A post about “how to choose the right running jacket” should support category and product pages for waterproof jackets, lightweight layers, and seasonal collections. Too often, it just sits there, unlinked and under-optimised.
That is not a content problem alone. It is a planning problem.
The Best-Performing Stores Align SEO With Merchandising
The Shopify brands that win in search usually stop treating SEO as a bolt-on channel. They integrate it into how products are grouped, how collections are named, and how the site guides users from interest to purchase.
Site architecture becomes a growth lever
When collection pages reflect real search behaviour, navigation improves. When internal links reinforce commercial priorities, authority flows more effectively. When content supports category discovery instead of chasing random traffic, the entire store becomes easier to rank.

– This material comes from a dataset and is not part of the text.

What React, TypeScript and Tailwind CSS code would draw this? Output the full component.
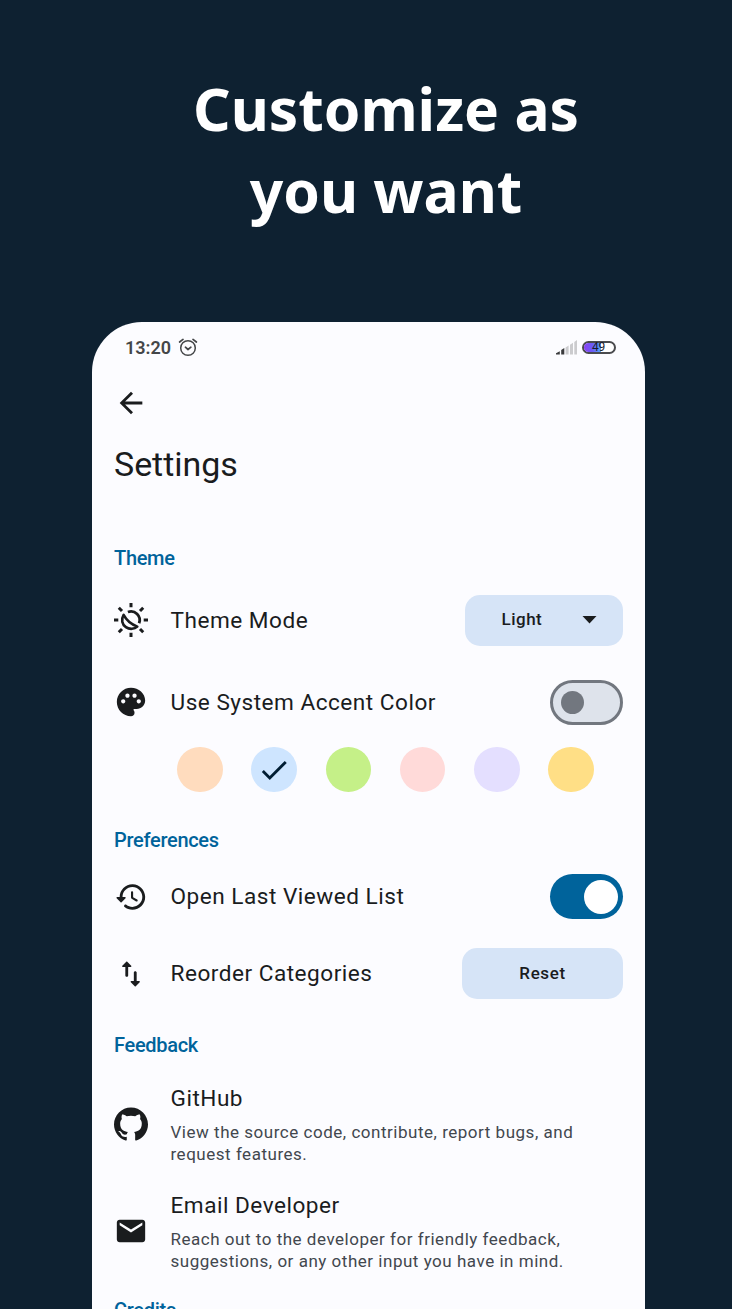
import React from "react";
import { SiGithub } from "react-icons/si";

const PALETTE =
  "M12 2C6.49 2 2 6.49 2 12s4.49 10 10 10c1.38 0 2.5-1.12 2.5-2.5 0-.61-.23-1.2-.64-1.67-.08-.1-.13-.21-.13-.33 0-.28.22-.5.5-.5H16c3.31 0 6-2.69 6-6 0-4.96-4.49-9-10-9zm5.5 11c-.83 0-1.5-.67-1.5-1.5s.67-1.5 1.5-1.5 1.5.67 1.5 1.5-.67 1.5-1.5 1.5zm-3-4c-.83 0-1.5-.67-1.5-1.5S13.67 6 14.5 6s1.5.67 1.5 1.5S15.33 9 14.5 9zM5 11.5c0-.83.67-1.5 1.5-1.5s1.5.67 1.5 1.5S7.33 13 6.5 13 5 12.33 5 11.5zm6-4c0 .83-.67 1.5-1.5 1.5S8 8.33 8 7.5 8.67 6 9.5 6s1.5.67 1.5 1.5z";
const HISTORY =
  "M13.26 3C8.17 2.86 4 6.95 4 12H2.21c-.45 0-.67.54-.35.85l2.79 2.8c.2.2.51.2.71 0l2.79-2.8c.31-.31.09-.85-.36-.85H6c0-3.9 3.18-7.05 7.1-7 3.72.05 6.85 3.18 6.9 6.9.05 3.91-3.1 7.1-7 7.1-1.61 0-3.1-.55-4.28-1.48-.4-.31-.96-.28-1.32.08-.42.42-.39 1.13.08 1.49C9 20.29 10.91 21 13 21c5.05 0 9.14-4.17 9-9.26-.13-4.69-4.05-8.61-8.74-8.74zm-.51 5c-.41 0-.75.34-.75.75v3.68c0 .35.19.68.49.86l3.12 1.85c.36.21.82.09 1.03-.26.21-.36.09-.82-.26-1.03l-2.88-1.71v-3.4c0-.4-.34-.74-.75-.74z";
const REORDER =
  "M8.65 3.35 5.86 6.14c-.32.31-.1.85.35.85H8V13c0 .55.45 1 1 1s1-.45 1-1V6.99h1.79c.45 0 .67-.54.35-.85L9.35 3.35c-.19-.19-.51-.19-.7 0zM16 17.01V11c0-.55-.45-1-1-1s-1 .45-1 1v6.01h-1.79c-.45 0-.67.54-.35.85l2.79 2.78c.2.19.51.19.71 0l2.79-2.78c.32-.31.09-.85-.35-.85H16z";
const MAIL =
  "M20 4H4c-1.1 0-2 .9-2 2v12c0 1.1.9 2 2 2h16c1.1 0 2-.9 2-2V6c0-1.1-.9-2-2-2zm0 4-8 5-8-5V6l8 5 8-5v2z";

function Glyph({ d, className = "" }: { d: string; className?: string }) {
  return (
    <svg viewBox="0 0 24 24" className={`size-[34px] shrink-0 fill-[#1a1c1e] ${className}`}>
      <path d={d} />
    </svg>
  );
}

function ThemeIcon() {
  return (
    <svg viewBox="0 0 34 34" className="size-[34px] shrink-0" fill="none" stroke="#1a1c1e" strokeWidth="3">
      <path d="M17 0v4.3M17 29.7V34M0 17h4.3M29.7 17H34M4.8 4.8l3.2 3.2M26 26l3.2 3.2M29.2 4.8l-3.2 3.2M8 26l-3.2 3.200" />
      <path d="M13.9 9A8.700 8.700 0 0 1 25.100 20.200" strokeWidth="2.8" />
      <path d="M9.6 11.900C6.900 16.400 8 21.600 11.900 24.200C15.600 26.700 20.500 26.200 23.300 23.600C17.500 21.400 12.600 17.600 9.600 11.900Z" strokeLinejoin="round" strokeWidth="2.6" />
    </svg>
  );
}

function AlarmIcon() {
  return (
    <svg viewBox="0 0 20 20" className="h-5 w-5" fill="none" stroke="#444648" strokeWidth="1.5" strokeLinecap="round">
      <circle cx="10" cy="11" r="7.3" />
      <path d="M1.6 5 5 2.4M18.4 5 15 2.4" strokeWidth="1.7" />
      <path d="m7.4 10.2 2.6 2.3 2.9-2.3" strokeLinejoin="round" strokeWidth="1.7" />
    </svg>
  );
}

function SignalIcon() {
  return (
    <svg viewBox="0 0 22 16" className="h-4 w-[22px]">
      <path d="M0 15.5v-1.2l3.8-2v3.2zM5.2 15.5v-4.5l3.1-1.9v6.4z" fill="#3a3b3d" />
      <path d="M9.6 15.5V8.4l3-1.9v9zM14 15.5V5.7l3-1.9v11.7zM18.3 15.5V2.9L21 1v14.5z" fill="#cbcbce" />
    </svg>
  );
}

function Section({ children, className }: { children: React.ReactNode; className: string }) {
  return (
    <div className={`flex items-center text-[20px] font-medium tracking-[-0.3px] text-[#00639b] ${className}`}>
      {children}
    </div>
  );
}

function Row({
  icon,
  label,
  className,
  children,
}: {
  icon: React.ReactNode;
  label: string;
  className: string;
  children: React.ReactNode;
}) {
  return (
    <div className={`flex items-center ${className}`}>
      {icon}
      <span className="ml-[22.5px] flex-1 pt-px text-[22.6px] tracking-[0.5px]">{label}</span>
      {children}
    </div>
  );
}

function LinkRow({ icon, title, lines }: { icon: React.ReactNode; title: string; lines: string[] }) {
  return (
    <div className="flex h-[107px] items-center">
      {icon}
      <div className="ml-[22.5px]">
        <div className="text-[22.6px] leading-[34px] tracking-[0.5px]">{title}</div>
        <div className="mt-[5px] text-[17px] leading-[22.5px] tracking-[0.52px] text-[#42474e]">
          {lines.map((line) => (
            <div key={line} className="whitespace-nowrap">{line}</div>
          ))}
        </div>
      </div>
    </div>
  );
}

const swatches = ["bg-[#ffdcbe]", "bg-[#cee5ff]", "bg-[#c5f088]", "bg-[#ffdad9]", "bg-[#e4dfff]", "bg-[#ffdf86]"];

export default function App() {
  return (
    <div className="flex h-[1309px] w-[732px] flex-col overflow-hidden bg-[#0e2131]">
      <h1 className="h-[322px] shrink-0 pt-[67px] pl-[40px] text-center font-['Noto_Sans',sans-serif] text-[58.7px] leading-[82px] font-bold text-white">
        Customize as
        <br />
        you want
      </h1>
      <main className="ml-[92px] h-[1100px] w-[553px] shrink-0 rounded-t-[50px] bg-[#fcfcff] px-[22px] font-['Roboto',sans-serif] text-[#1a1c1e]">
        <div className="flex h-[50px] items-center pr-[7px] pl-[11px]">
          <span className="text-[18px] font-semibold text-[#444648]">13:20</span>
          <span className="ml-[7px]"><AlarmIcon /></span>
          <span className="ml-auto"><SignalIcon /></span>
          <span className="ml-1 flex h-[13px] w-[34px] rounded-full border-2 border-[#4a4b4e] bg-white">
            <span className="flex w-[17px] items-center justify-end rounded-l-full bg-linear-to-r from-[#8a3ff5] via-[#6a5bf5] to-[#4fa5f5] text-[12px] leading-none tracking-[-0.3px] text-[#1a1c2e]">
              <span className="-mr-[4px]">49</span>
            </span>
          </span>
        </div>
        <div className="flex h-[61px] items-center">
          <Glyph d="M20 11H7.83l5.59-5.59L12 4l-8 8 8 8 1.41-1.41L7.83 13H20v-2z" />
        </div>
        <h2 className="flex h-[61px] items-center pt-px text-[34px] tracking-[-0.05px]">Settings</h2>
        <Section className="mt-[50px] h-7">Theme</Section>
        <Row icon={<ThemeIcon />} label="Theme Mode" className="-mt-px h-[98px]">
          <button className="flex h-[51px] w-[158px] items-center rounded-[15px] bg-[#d6e4f7] pl-[36.5px] text-[17px] font-medium tracking-[0.5px]">
            Light
            <svg viewBox="0 0 14 8" className="mr-[26px] ml-auto h-2 w-[15px] fill-[#1a1c1e]">
              <path d="M0 0h14L7 7.5z" />
            </svg>
          </button>
        </Row>
        <Row icon={<Glyph d={PALETTE} />} label="Use System Accent Color" className="h-[66px]">
          <span className="flex h-[45px] w-[73.5px] items-center rounded-full border-[3px] border-[#72777f] bg-[#dee3eb] pl-2">
            <span className="size-[23px] rounded-full bg-[#72777f]" />
          </span>
        </Row>
        <div className="flex h-[69px] items-center justify-between pr-[29px] pl-[63px]">
          {swatches.map((color, i) => (
            <span key={color} className={`flex size-[45.5px] items-center justify-center rounded-full ${color}`}>
              {i === 1 && (
                <svg viewBox="0 0 24 24" className="size-[34px] fill-[#001d33]">
                  <path d="M9 16.17 4.83 12l-1.42 1.41L9 19 21 7l-1.41-1.41z" />
                </svg>
              )}
            </span>
          ))}
        </div>
        <Section className="h-[72px]">Preferences</Section>
        <Row icon={<Glyph d={HISTORY} className="mt-px" />} label="Open Last Viewed List" className="-mt-[15px] h-[71px]">
          <span className="flex h-[45px] w-[73.5px] items-center justify-end rounded-full bg-[#00639b] pr-[5.5px]">
            <span className="size-[34px] rounded-full bg-white" />
          </span>
        </Row>
        <Row icon={<Glyph d={REORDER} />} label="Reorder Categories" className="h-[83px]">
          <button className="h-[51px] w-[161px] rounded-[15px] bg-[#d6e4f7] pt-px text-[17px] font-medium tracking-[0.6px]">
            Reset
          </button>
        </Row>
        <Section className="h-[60px]">Feedback</Section>
        <div className="-mt-[5px]">
          <LinkRow
            icon={<SiGithub className="size-[34px] shrink-0" />}
            title="GitHub"
            lines={["View the source code, contribute, report bugs, and", "request features."]}
          />
          <LinkRow
            icon={<Glyph d={MAIL} />}
            title="Email Developer"
            lines={["Reach out to the developer for friendly feedback,", "suggestions, or any other input you have in mind."]}
          />
        </div>
        <Section className="mt-[9px] h-[34px]">Credits</Section>
      </main>
    </div>
  );
}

This is less about gaming search engines and more about reducing ambiguity. A well-structured store tells both users and Google exactly what matters.
SEO works best when it reflects how customers actually shop
That may sound obvious, but it is often ignored. Search strategy should mirror customer language, product comparisons, seasonal needs, and common objections. If the store architecture is built around internal naming conventions rather than real demand, visibility suffers.
The stores that break through usually do three things consistently: they map search intent to the right page type, strengthen weak commercial pages with better content and links, and clean up the technical clutter that confuses indexing.
Final Thought
Many Shopify stores don’t fail at SEO because demand is weak. They fail because the site is not built to capture the demand that already exists.
That distinction matters.
If your products are compelling and the market is active, the problem is rarely whether people want what you sell. More often, the issue is whether search engines can clearly identify your most valuable pages, trust their relevance, and connect them to the terms buyers are actually using.
Demand creates the opening. Execution decides who earns the traffic.